IRS fights to the finish; there is no incident date in the COVID declaration. Meg and Dave say, “So what? There was one in the OH declaration thereunder, namely, viz., and to wit, 1/20/20.”
IRS’ ex post facto regulatory binge doesn’t work.
Ch J Kerrigan, and Judges Foley, Buch, Nega, Pugh, Ashford, Urda, Copeland, Jones, Toro, Greaves, and Weiler are on board with this.
Judge Ronald L. (“Ingenuity”) Buch concurs, noting that Chevron may be on the way out, as the Supremes have granted cert in a case to reconsider. Howbeit, “Over a century of precedent supports the unremarkable proposition that ‘[a] regulation to be valid must be reasonable and must be consistent with law.’ Before Chevron, it was clear that ‘regulations, in order to be valid, must be consistent with the statute under which they are promulgated.’
“In recent years, the Supreme Court has held regulations to be inapplicable with only a fleeting reference to Chevron…, or without referencing Chevron. And the Supreme Court has specifically stated that it ‘need not resort to Chevron deference . . . [when] Congress has supplied a clear and unambiguous answer to the interpretive question at hand.’” 162 T. C. 7, at p. 24. (Citations omitted).
Judges Nega, Ashford, Urda, Copeland, Toro, and Greaves agree.
Judge Courtney D. (“CD”) Jones says this case strikes a blow for Rare Noodledom. Hallmark Collective and Sanders keep a consistent tone. When Congress sets a limit, game over. Culp doesn’t apply outside 3 Cir, and cert has been sought there.
“Today, the opinion of the Court holds that section 7508A(d) provides for an unambiguously self-executing postponement period for certain acts set forth in section 7508(a), including the filing of a petition for redetermination with the Tax Court. § 7508(a)(1)(C); see op. Ct. p. 18. This position is consistent with the Court’s prior decisions in Hallmark and Sanders that the deadline under section 6213(a) is jurisdictional, because unlike equitable exceptions, statutory exceptions to jurisdictional deadlines are of course permissible. Moreover, our prior decisions in Hallmark and Sanders are further undergirded by the jurisdictional nature of the AIA, codified under section 7421(a)….” 162 T. C. 7, at pp. 26-27.
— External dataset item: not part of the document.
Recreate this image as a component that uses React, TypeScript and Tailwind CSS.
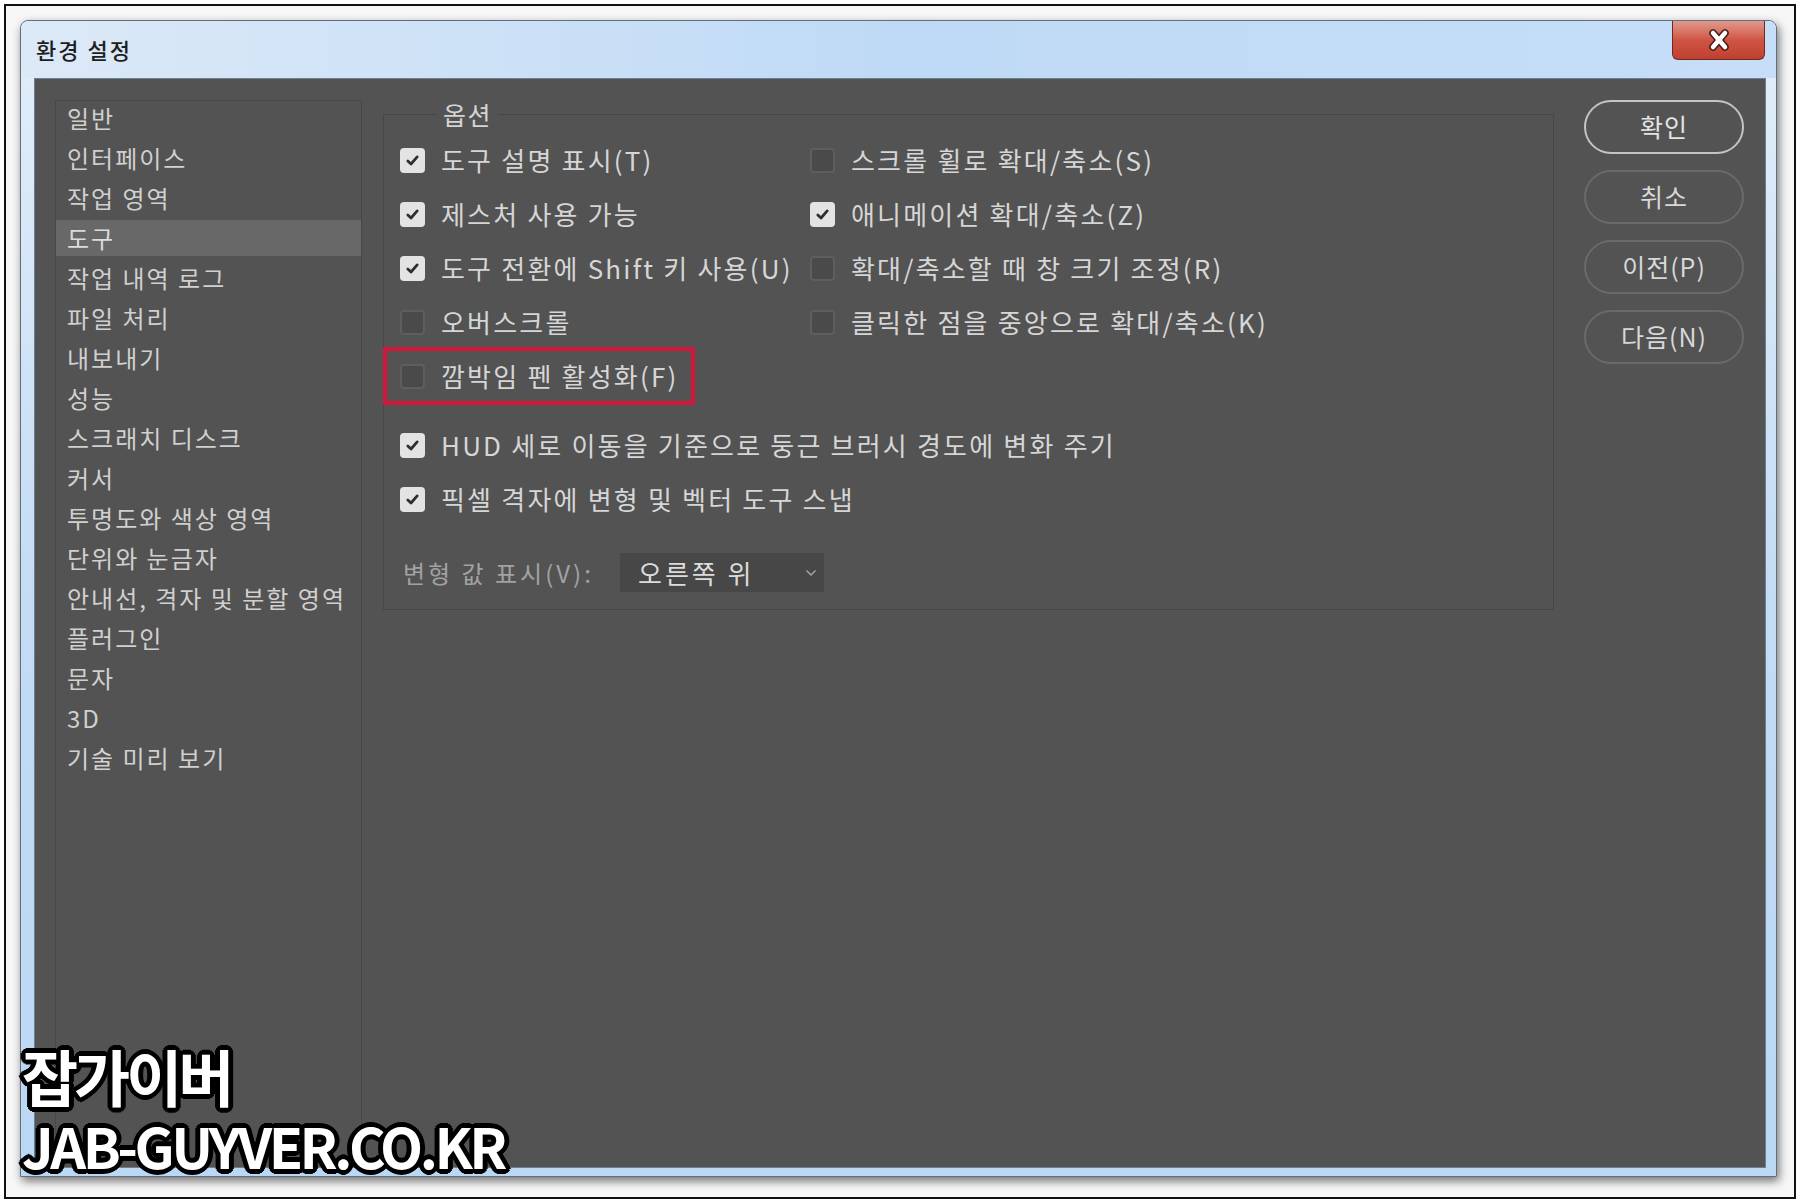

Judge CD Jones points out that assessment and collection are as essential as barring injunctions to prevent collection and enforcement. And as I have pointed out, the automatic stay in Section 6213(a) is a narrow exception to Anti-Injunction Act’s high wall against interference.
Judge Greaves is OK with the Section 6213(a) part. Judges Buch, Nega, Urda, Copeland, nd Toro agree with it all.